╔══
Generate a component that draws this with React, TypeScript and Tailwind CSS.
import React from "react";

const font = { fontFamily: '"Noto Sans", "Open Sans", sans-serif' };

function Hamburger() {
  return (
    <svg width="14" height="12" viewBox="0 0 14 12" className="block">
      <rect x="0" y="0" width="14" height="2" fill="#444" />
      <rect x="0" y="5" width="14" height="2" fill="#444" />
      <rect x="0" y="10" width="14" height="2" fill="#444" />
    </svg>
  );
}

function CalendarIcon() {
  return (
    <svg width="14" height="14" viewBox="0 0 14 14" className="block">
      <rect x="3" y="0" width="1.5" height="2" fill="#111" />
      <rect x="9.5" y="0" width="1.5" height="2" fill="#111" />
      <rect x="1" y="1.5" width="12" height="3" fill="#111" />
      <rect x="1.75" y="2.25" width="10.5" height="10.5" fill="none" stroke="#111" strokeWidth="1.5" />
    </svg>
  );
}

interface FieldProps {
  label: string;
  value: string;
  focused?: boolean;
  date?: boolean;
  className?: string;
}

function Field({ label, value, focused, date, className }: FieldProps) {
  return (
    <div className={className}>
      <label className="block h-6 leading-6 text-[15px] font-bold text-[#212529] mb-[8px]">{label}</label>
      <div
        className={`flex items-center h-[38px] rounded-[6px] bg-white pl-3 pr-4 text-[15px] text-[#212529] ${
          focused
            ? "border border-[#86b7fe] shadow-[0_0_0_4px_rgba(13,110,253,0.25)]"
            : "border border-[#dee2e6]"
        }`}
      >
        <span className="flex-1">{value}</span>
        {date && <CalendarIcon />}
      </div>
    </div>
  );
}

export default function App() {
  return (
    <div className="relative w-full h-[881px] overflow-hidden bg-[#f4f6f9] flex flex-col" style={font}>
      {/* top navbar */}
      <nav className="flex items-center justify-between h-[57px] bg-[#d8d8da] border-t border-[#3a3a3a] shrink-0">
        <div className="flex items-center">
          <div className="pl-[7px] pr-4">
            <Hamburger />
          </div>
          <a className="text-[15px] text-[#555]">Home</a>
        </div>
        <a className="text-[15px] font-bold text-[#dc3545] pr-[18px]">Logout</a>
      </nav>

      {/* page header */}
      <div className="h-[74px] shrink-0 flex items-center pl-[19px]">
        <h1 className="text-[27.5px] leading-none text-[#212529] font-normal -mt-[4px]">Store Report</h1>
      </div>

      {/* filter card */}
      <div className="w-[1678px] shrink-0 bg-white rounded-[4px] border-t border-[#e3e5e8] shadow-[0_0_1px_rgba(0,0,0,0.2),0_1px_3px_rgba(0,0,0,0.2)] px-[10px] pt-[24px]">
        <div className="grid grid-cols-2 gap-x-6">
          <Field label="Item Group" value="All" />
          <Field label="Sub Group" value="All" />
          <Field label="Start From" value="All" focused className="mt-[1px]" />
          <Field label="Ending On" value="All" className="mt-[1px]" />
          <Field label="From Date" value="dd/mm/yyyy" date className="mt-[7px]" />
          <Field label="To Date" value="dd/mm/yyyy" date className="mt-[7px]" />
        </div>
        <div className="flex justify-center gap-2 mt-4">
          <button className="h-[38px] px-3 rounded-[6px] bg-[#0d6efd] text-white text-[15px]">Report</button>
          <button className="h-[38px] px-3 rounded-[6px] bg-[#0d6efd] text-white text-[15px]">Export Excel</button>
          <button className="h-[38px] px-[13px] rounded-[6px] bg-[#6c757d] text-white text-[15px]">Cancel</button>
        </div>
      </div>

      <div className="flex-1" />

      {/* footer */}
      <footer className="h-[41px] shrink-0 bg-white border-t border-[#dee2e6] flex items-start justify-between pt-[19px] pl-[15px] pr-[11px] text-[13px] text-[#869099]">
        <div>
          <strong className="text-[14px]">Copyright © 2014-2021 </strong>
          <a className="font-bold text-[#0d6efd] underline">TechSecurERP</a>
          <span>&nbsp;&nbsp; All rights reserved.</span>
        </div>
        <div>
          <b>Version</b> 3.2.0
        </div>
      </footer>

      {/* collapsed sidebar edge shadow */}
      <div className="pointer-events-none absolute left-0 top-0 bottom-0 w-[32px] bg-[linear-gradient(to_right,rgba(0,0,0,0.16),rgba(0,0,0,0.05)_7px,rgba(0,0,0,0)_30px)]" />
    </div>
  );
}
╚══
## [Given problem]
Return the lines above exactly, keeping every word.

## [Task result]
Generate a component that draws this with React, TypeScript and Tailwind CSS.
import React from "react";

const font = { fontFamily: '"Noto Sans", "Open Sans", sans-serif' };

function Hamburger() {
  return (
    <svg width="14" height="12" viewBox="0 0 14 12" className="block">
      <rect x="0" y="0" width="14" height="2" fill="#444" />
      <rect x="0" y="5" width="14" height="2" fill="#444" />
      <rect x="0" y="10" width="14" height="2" fill="#444" />
    </svg>
  );
}

function CalendarIcon() {
  return (
    <svg width="14" height="14" viewBox="0 0 14 14" className="block">
      <rect x="3" y="0" width="1.5" height="2" fill="#111" />
      <rect x="9.5" y="0" width="1.5" height="2" fill="#111" />
      <rect x="1" y="1.5" width="12" height="3" fill="#111" />
      <rect x="1.75" y="2.25" width="10.5" height="10.5" fill="none" stroke="#111" strokeWidth="1.5" />
    </svg>
  );
}

interface FieldProps {
  label: string;
  value: string;
  focused?: boolean;
  date?: boolean;
  className?: string;
}

function Field({ label, value, focused, date, className }: FieldProps) {
  return (
    <div className={className}>
      <label className="block h-6 leading-6 text-[15px] font-bold text-[#212529] mb-[8px]">{label}</label>
      <div
        className={`flex items-center h-[38px] rounded-[6px] bg-white pl-3 pr-4 text-[15px] text-[#212529] ${
          focused
            ? "border border-[#86b7fe] shadow-[0_0_0_4px_rgba(13,110,253,0.25)]"
            : "border border-[#dee2e6]"
        }`}
      >
        <span className="flex-1">{value}</span>
        {date && <CalendarIcon />}
      </div>
    </div>
  );
}

export default function App() {
  return (
    <div className="relative w-full h-[881px] overflow-hidden bg-[#f4f6f9] flex flex-col" style={font}>
      {/* top navbar */}
      <nav className="flex items-center justify-between h-[57px] bg-[#d8d8da] border-t border-[#3a3a3a] shrink-0">
        <div className="flex items-center">
          <div className="pl-[7px] pr-4">
            <Hamburger />
          </div>
          <a className="text-[15px] text-[#555]">Home</a>
        </div>
        <a className="text-[15px] font-bold text-[#dc3545] pr-[18px]">Logout</a>
      </nav>

      {/* page header */}
      <div className="h-[74px] shrink-0 flex items-center pl-[19px]">
        <h1 className="text-[27.5px] leading-none text-[#212529] font-normal -mt-[4px]">Store Report</h1>
      </div>

      {/* filter card */}
      <div className="w-[1678px] shrink-0 bg-white rounded-[4px] border-t border-[#e3e5e8] shadow-[0_0_1px_rgba(0,0,0,0.2),0_1px_3px_rgba(0,0,0,0.2)] px-[10px] pt-[24px]">
        <div className="grid grid-cols-2 gap-x-6">
          <Field label="Item Group" value="All" />
          <Field label="Sub Group" value="All" />
          <Field label="Start From" value="All" focused className="mt-[1px]" />
          <Field label="Ending On" value="All" className="mt-[1px]" />
          <Field label="From Date" value="dd/mm/yyyy" date className="mt-[7px]" />
          <Field label="To Date" value="dd/mm/yyyy" date className="mt-[7px]" />
        </div>
        <div className="flex justify-center gap-2 mt-4">
          <button className="h-[38px] px-3 rounded-[6px] bg-[#0d6efd] text-white text-[15px]">Report</button>
          <button className="h-[38px] px-3 rounded-[6px] bg-[#0d6efd] text-white text-[15px]">Export Excel</button>
          <button className="h-[38px] px-[13px] rounded-[6px] bg-[#6c757d] text-white text-[15px]">Cancel</button>
        </div>
      </div>

      <div className="flex-1" />

      {/* footer */}
      <footer className="h-[41px] shrink-0 bg-white border-t border-[#dee2e6] flex items-start justify-between pt-[19px] pl-[15px] pr-[11px] text-[13px] text-[#869099]">
        <div>
          <strong className="text-[14px]">Copyright © 2014-2021 </strong>
          <a className="font-bold text-[#0d6efd] underline">TechSecurERP</a>
          <span>&nbsp;&nbsp; All rights reserved.</span>
        </div>
        <div>
          <b>Version</b> 3.2.0
        </div>
      </footer>

      {/* collapsed sidebar edge shadow */}
      <div className="pointer-events-none absolute left-0 top-0 bottom-0 w-[32px] bg-[linear-gradient(to_right,rgba(0,0,0,0.16),rgba(0,0,0,0.05)_7px,rgba(0,0,0,0)_30px)]" />
    </div>
  );
}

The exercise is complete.